Lastly for the torso, the skirt is a marvel. All three plates are attached via small Revolver Joints, and thus have three axes they can move on. The front plate isn't all that mobile, but can mostly get out of the way of a given pose, and the side plates are spectacular. I've encountered side skirt plates with this kind of range before somewhere, but their origin escapes me. More importantly, these plates are not given to falling out as those were. Under the rear skirt plate is a small, discreet, obscenely-placd socket, one of two ways to mount the figure to the included stand.

The Legs and Feet

While Gurren-Lagann's blockier thighs make for slightly easier alignment, this is where the old problem I had with Revoltech Mazinkaiser asserts itself most strongly: aligning the legs is a fidgety process. The good news is while stuff does get loose as you turn it back and forth, nothing falls off and it all tightens back up just fine. The hips are only really restricted by the front skirt when you try to bend both legs forward in the extreme- otherwise, you can manuver the thing out of the way. The side-panels may get caught on the rear skirt but will otherwise stay out of the way without incident.

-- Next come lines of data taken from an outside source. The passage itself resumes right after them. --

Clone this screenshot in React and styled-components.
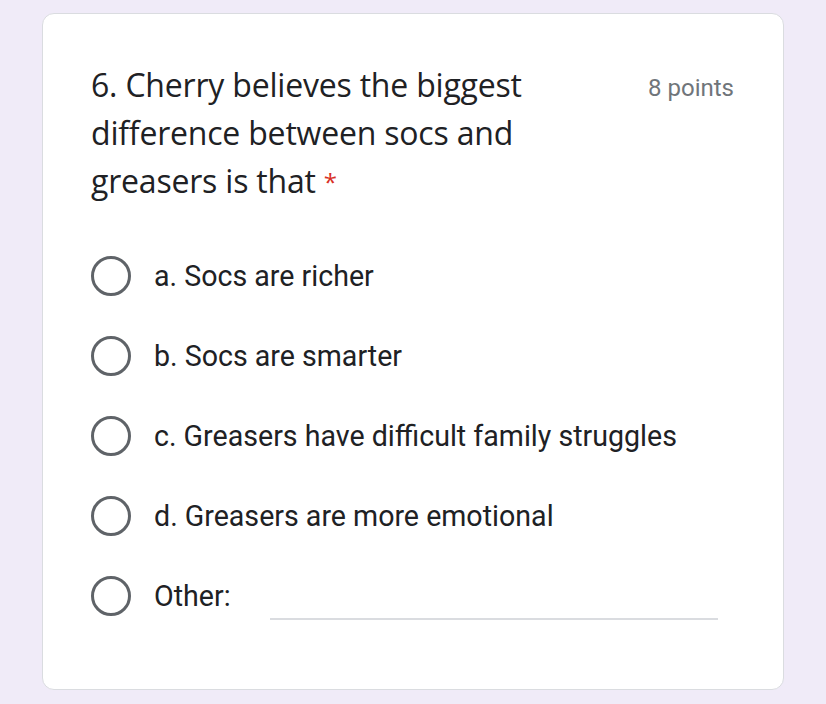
import styled, { createGlobalStyle } from "styled-components";

const Global = createGlobalStyle`
  html, body {
    margin: 0;
    padding: 0;
    background: #f0ebf8;
  }
`;

const Page = styled.div`
  width: 826px;
  height: 704px;
  box-sizing: border-box;
  padding: 13px 42px 14px 42px;
`;

const Card = styled.div`
  box-sizing: border-box;
  height: 100%;
  background: #fff;
  border: 1px solid #dadce0;
  border-radius: 12px;
  padding: 47px 49px 0 48px;
`;

const Header = styled.div`
  display: flex;
  justify-content: space-between;
  align-items: flex-start;
`;

const Title = styled.div`
  width: 460px;
  font-family: "Open Sans", sans-serif;
  font-size: 32px;
  letter-spacing: -0.2px;
  line-height: 48px;
  color: #202124;
`;

const Star = styled.span`
  color: #d93025;
  font-size: 24px;
  line-height: 1;
  vertical-align: 2px;
`;

const Points = styled.div`
  font-family: Roboto, sans-serif;
  font-size: 24px;
  line-height: 48px;
  color: #70757a;
  margin-top: 3px;
`;

const Options = styled.div`
  display: flex;
  flex-direction: column;
  margin-top: 31px;
`;

const Row = styled.label`
  display: flex;
  align-items: center;
  height: 80px;
  gap: 23px;
`;

const Radio = styled.span`
  box-sizing: border-box;
  width: 40px;
  height: 40px;
  border: 3.5px solid #5f6368;
  border-radius: 50%;
  flex: none;
`;

const Label = styled.span`
  font-family: Roboto, sans-serif;
  font-size: 28.6px;
  color: #202124;
`;

const OtherLine = styled.div`
  flex: 1;
  align-self: flex-end;
  margin: 0 16px 16px 16px;
  border-bottom: 2px solid #dadce0;
`;

const options = [
  "a. Socs are richer",
  "b. Socs are smarter",
  "c. Greasers have difficult family struggles",
  "d. Greasers are more emotional",
];

export default function App() {
  return (
    <Page>
      <Global />
      <Card>
        <Header>
          <Title>
            6. Cherry believes the biggest difference between socs and greasers is that <Star>*</Star>
          </Title>
          <Points>8 points</Points>
        </Header>
        <Options>
          {options.map((o) => (
            <Row key={o}>
              <Radio />
              <Label>{o}</Label>
            </Row>
          ))}
          <Row>
            <Radio />
            <Label>Other:</Label>
            <OtherLine />
          </Row>
        </Options>
      </Card>
    </Page>
  );
}
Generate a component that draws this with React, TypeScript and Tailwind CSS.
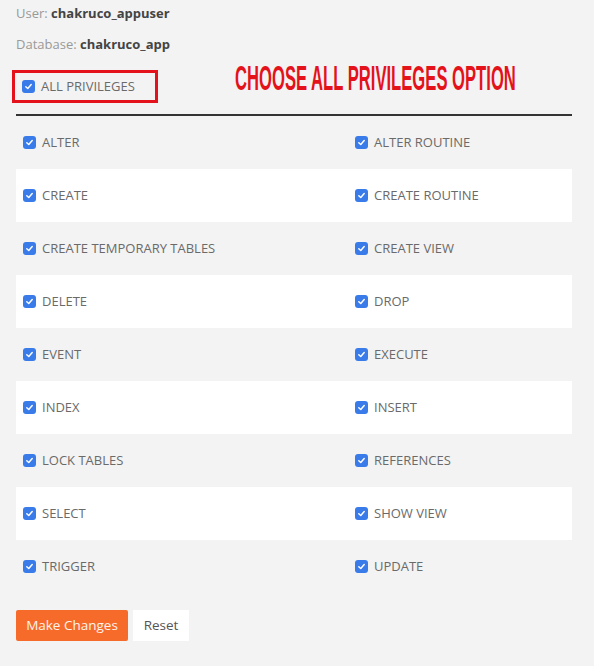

The knees are about as good as a single hinge-joint gets, and are aided by a nifty new development: because Gurren-Lagann, like so many Super Robots, has big blocky lower legs, there's a panel on the back of the calf that is mounted on a tiny Revolver Joint. When you bend the knee it folds inwards to give you that little extra degree of flex. Neat! When you straighten the knee it pushes the panel back out. Like most of the figure it may occasionally require manual adjustment, but it's a great idea and I'd like to see something similar on other figures with legs like this.

The ankle is slightly less flexible than Mazinkaiser's due to the leg design, but it can still get into the low and wide stances Yamaguchi seems to favor. It's not equal to a modern MSiA foot, but doesn't have that odd "bedroom slipper" effect either.


Paint and Decoration

Overall the paint is really good, with the most noticeable flaw being a dimming of the yellow paint on the skirt where it meets the black. It looks like they painted the yellow over the black, which even with metallic yellow is a tricky prospect. Otherwise the paint is clean, even on the face. (The small face, that is; the one on the actual head.) Pretty impressive considering the whole face is maybe 5mm square! And on the option head you get all that plus two more tiny paint apps for the mouth and teeth. Staggeringly clean paint for such a tiny piece.


Articulation gets 9/10
Sculpt and Deco get 9/10

 
Accessories

-Core Drill

Cute workaround here! See, the drill Gurren-Lagann uses for its best attack in the animation is HUGE. Bigger than the robot by far. There's no way you could include it with this toy- just the packaging would be prohibitive to say nothing of cost. So instead, the figure comes with a 1/1 scale replica of the Core Drill, the key that activates the Lagann. By some coincidence, the golden drill bit can be removed from the base, and since all Revoltech pieces use the same size pegs as the ones in Gurren-Lagann's wrist, well...

Seriously, this really seems to be an official unofficial accessory. The only place it mentions it on the package is on a tiny B&W photo on one of the flaps. (The other flap illustrates proper removal of the sunglasses, so be sure and read your flaps.) It's not animation-accurate, but far better than no drill at all, and also having a person-sized Core Drill is kind of neat in and of itself. The two halves fit together plenty firmly enough, so if you have a great urge to put it on a chain and wear it, it ought to be fine.

-Gurren Boomerang

An addition to the refurbished Gurren, the shades double as a boomerang much as the big red V on Great Mazinger's chest does. (And sometimes as a melee weapon, in a pinch.) These oversized sunglasses slide into the appropriate hands neatly, but are relying entirely on friction to stay in, which always concerns me. This is one case where I'm not going to give anybody a hard time for the larger, flatter version of the Boomerang, because Gurren-Lagann intentionally pays gloriously little attention to proper size and scale, as I mentioned above.

-Extra Parts

From the top: Save for a dramatic grimace- complete with near-microscopic painted mouth! -the option head is identical to the stock head. The breastplate piece for use when the sunglasses are in Boomerang form looks fine, and isn't too hard to get on or off when you need once you've done it once or twice. There are six hands in all- two fists, two Boomerang-gripping hands, plus a right hand pointing a finger and a left open hand. They all fit just fine, and all have their sockets drilled at that same odd angle. In the future, it'd be nice to have, say, an extra pair or two of hands with straight holes, but sculptor's prerogative, I guess.

-Stand

The base is identical to Mazinkaiser's stand, but the optional mounting arm is now bigger, heavier, and sports a Revolver joint to attach stand to figure. This allows for plenty of freedom in posing- if you want the figure to pose upside down, you ought to be able to find a stable position. While it's possible to plug the figure onto the stand via the feet (though one of my GL's feet fits the peg a bit loosely) the socket on the underside of the figure is your best bet. Much more versatile than the `kaiser's stand- once again, toy lines improve with age!

Accessories get 9/10

Closing Remarks

Very little to dislike about this toy, and those things that I do dislike are design choices and not errors. It's a better toy than Mazinkaiser by a mile: better paint, better articulation, better stand. Add in a good set of accessories- including a clever bonus item/concession to the limits of reality- and you have the best thing I've bought in a long time. I haven't given anything the rating of State of the Art in years, and I'm more than happy to break that streak to give it to this figure.